Exercise instructions
Without copying any pictures, restate exactly the lines from the start of the records through the line containing "justify-content: center;".

Part of a data file:
+ + + + + + +

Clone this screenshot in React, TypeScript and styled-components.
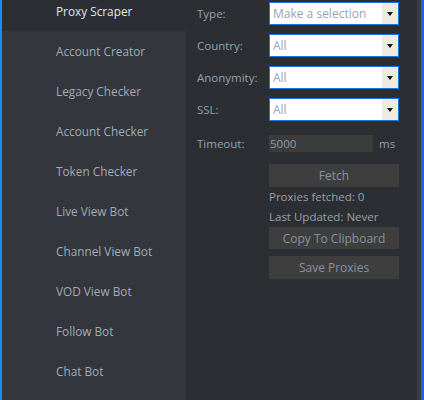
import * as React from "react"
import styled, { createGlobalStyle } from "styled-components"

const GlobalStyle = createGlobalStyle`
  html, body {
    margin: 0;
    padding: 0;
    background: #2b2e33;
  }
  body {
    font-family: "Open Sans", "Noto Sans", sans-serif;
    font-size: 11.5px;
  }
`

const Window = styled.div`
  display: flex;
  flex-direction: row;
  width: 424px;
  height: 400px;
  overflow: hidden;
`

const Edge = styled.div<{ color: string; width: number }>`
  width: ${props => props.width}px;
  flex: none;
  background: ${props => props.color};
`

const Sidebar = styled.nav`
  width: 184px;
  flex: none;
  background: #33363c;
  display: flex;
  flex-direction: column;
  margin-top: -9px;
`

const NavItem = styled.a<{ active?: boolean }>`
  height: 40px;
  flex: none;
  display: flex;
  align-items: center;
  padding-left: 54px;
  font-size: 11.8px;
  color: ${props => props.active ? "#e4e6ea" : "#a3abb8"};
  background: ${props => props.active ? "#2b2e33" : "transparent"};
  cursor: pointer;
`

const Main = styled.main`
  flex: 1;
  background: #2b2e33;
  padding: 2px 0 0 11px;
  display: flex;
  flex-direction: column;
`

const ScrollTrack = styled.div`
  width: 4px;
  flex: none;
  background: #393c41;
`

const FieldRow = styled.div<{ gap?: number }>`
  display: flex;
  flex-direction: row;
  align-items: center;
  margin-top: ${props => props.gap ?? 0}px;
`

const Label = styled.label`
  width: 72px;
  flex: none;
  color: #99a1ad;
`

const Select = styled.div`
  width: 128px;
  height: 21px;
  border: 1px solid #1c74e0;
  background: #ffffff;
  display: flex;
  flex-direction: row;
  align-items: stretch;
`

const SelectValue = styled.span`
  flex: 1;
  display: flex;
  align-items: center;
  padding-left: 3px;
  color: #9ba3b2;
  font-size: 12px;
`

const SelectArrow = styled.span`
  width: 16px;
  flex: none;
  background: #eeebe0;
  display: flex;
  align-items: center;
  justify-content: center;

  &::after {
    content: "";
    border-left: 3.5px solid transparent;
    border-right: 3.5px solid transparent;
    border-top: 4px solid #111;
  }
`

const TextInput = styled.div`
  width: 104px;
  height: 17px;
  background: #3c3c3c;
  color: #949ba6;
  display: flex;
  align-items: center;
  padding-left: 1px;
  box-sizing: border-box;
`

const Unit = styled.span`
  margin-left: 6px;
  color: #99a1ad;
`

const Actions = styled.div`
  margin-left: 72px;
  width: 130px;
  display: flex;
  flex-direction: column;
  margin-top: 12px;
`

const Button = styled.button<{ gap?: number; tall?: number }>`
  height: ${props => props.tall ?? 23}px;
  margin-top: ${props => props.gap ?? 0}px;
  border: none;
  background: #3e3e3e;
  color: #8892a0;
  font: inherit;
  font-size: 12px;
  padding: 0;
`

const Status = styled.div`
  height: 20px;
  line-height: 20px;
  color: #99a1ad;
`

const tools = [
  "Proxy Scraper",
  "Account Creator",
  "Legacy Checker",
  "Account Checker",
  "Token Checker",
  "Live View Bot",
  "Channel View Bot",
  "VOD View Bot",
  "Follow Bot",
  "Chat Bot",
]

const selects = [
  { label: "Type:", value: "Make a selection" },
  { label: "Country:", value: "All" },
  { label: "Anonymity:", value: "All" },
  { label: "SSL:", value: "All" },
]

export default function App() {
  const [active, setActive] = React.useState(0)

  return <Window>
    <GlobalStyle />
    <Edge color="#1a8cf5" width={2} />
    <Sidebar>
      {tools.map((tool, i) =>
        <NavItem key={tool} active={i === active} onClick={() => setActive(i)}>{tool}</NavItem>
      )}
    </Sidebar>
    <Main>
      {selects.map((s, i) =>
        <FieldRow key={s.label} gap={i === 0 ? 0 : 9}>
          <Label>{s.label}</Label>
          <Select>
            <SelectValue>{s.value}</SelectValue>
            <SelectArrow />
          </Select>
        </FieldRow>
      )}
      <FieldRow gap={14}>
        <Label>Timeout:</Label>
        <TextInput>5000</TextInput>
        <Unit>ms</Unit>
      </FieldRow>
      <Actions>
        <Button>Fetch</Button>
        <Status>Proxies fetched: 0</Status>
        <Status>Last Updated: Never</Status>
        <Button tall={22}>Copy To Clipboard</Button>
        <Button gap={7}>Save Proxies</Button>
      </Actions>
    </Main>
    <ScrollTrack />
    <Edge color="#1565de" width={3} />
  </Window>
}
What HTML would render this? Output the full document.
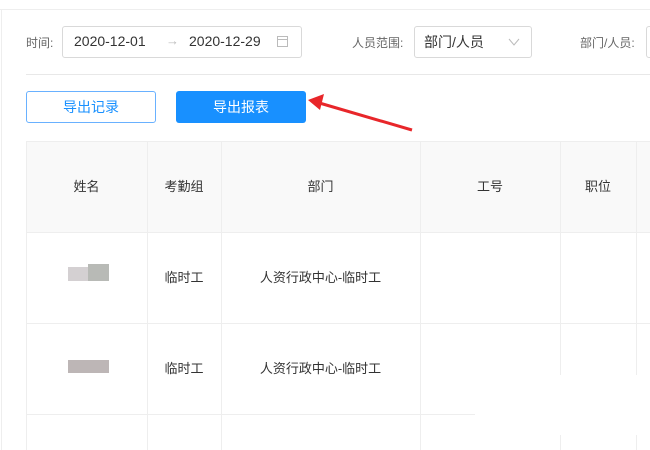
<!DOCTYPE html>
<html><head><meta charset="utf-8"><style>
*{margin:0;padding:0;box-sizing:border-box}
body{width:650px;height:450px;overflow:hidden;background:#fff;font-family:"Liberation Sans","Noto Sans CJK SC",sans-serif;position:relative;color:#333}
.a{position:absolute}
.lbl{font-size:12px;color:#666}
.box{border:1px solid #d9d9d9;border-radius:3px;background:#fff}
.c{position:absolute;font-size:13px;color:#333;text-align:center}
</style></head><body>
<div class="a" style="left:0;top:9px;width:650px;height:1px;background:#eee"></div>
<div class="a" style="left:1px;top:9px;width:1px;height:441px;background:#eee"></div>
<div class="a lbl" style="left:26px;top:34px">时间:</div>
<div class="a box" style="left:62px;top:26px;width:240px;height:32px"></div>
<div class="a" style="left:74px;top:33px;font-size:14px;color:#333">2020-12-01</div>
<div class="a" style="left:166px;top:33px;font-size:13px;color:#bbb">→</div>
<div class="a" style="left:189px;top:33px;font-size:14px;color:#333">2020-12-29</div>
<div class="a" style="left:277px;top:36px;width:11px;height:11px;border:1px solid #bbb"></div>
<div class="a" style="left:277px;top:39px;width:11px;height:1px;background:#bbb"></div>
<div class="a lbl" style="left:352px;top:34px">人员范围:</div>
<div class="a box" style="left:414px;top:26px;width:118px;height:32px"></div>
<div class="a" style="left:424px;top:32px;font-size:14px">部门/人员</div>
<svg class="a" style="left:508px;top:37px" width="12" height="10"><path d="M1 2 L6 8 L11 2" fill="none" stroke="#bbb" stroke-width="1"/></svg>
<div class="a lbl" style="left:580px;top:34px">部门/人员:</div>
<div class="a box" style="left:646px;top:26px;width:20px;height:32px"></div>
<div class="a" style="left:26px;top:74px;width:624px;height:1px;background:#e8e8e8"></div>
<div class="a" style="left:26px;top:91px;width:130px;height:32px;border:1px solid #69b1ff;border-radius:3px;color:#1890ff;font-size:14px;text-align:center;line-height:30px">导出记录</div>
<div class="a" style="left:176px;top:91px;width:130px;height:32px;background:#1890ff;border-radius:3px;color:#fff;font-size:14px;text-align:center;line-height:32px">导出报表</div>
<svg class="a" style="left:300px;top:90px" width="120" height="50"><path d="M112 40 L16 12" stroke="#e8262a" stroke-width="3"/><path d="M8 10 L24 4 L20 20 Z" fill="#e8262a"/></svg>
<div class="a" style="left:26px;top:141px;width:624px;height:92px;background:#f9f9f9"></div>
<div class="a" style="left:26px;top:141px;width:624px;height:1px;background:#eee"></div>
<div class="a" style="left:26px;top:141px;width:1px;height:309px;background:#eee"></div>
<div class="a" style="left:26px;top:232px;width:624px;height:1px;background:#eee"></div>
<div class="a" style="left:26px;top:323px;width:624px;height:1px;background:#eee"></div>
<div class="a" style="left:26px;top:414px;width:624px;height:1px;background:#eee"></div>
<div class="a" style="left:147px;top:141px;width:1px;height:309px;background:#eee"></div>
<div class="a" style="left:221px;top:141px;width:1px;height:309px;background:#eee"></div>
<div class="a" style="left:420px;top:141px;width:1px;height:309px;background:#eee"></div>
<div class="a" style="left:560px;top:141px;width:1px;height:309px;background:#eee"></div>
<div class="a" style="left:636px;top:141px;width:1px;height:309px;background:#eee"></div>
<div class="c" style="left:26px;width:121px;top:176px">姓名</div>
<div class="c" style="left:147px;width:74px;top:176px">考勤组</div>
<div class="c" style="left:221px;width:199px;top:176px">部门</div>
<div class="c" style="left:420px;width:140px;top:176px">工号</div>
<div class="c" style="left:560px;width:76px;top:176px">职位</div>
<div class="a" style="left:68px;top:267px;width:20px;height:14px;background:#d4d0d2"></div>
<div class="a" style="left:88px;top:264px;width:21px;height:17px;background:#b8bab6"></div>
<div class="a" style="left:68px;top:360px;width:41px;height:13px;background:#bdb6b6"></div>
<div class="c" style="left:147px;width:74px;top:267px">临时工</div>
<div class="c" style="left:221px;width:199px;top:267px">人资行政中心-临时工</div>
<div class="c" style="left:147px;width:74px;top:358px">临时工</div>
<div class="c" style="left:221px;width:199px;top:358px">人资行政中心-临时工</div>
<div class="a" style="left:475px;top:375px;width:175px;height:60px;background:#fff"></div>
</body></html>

+ + + + + + +

Problem solution
Clone this screenshot in React, TypeScript and styled-components.
import * as React from "react"
import styled, { createGlobalStyle } from "styled-components"

const GlobalStyle = createGlobalStyle`
  html, body {
    margin: 0;
    padding: 0;
    background: #2b2e33;
  }
  body {
    font-family: "Open Sans", "Noto Sans", sans-serif;
    font-size: 11.5px;
  }
`

const Window = styled.div`
  display: flex;
  flex-direction: row;
  width: 424px;
  height: 400px;
  overflow: hidden;
`

const Edge = styled.div<{ color: string; width: number }>`
  width: ${props => props.width}px;
  flex: none;
  background: ${props => props.color};
`

const Sidebar = styled.nav`
  width: 184px;
  flex: none;
  background: #33363c;
  display: flex;
  flex-direction: column;
  margin-top: -9px;
`

const NavItem = styled.a<{ active?: boolean }>`
  height: 40px;
  flex: none;
  display: flex;
  align-items: center;
  padding-left: 54px;
  font-size: 11.8px;
  color: ${props => props.active ? "#e4e6ea" : "#a3abb8"};
  background: ${props => props.active ? "#2b2e33" : "transparent"};
  cursor: pointer;
`

const Main = styled.main`
  flex: 1;
  background: #2b2e33;
  padding: 2px 0 0 11px;
  display: flex;
  flex-direction: column;
`

const ScrollTrack = styled.div`
  width: 4px;
  flex: none;
  background: #393c41;
`

const FieldRow = styled.div<{ gap?: number }>`
  display: flex;
  flex-direction: row;
  align-items: center;
  margin-top: ${props => props.gap ?? 0}px;
`

const Label = styled.label`
  width: 72px;
  flex: none;
  color: #99a1ad;
`

const Select = styled.div`
  width: 128px;
  height: 21px;
  border: 1px solid #1c74e0;
  background: #ffffff;
  display: flex;
  flex-direction: row;
  align-items: stretch;
`

const SelectValue = styled.span`
  flex: 1;
  display: flex;
  align-items: center;
  padding-left: 3px;
  color: #9ba3b2;
  font-size: 12px;
`

const SelectArrow = styled.span`
  width: 16px;
  flex: none;
  background: #eeebe0;
  display: flex;
  align-items: center;
  justify-content: center;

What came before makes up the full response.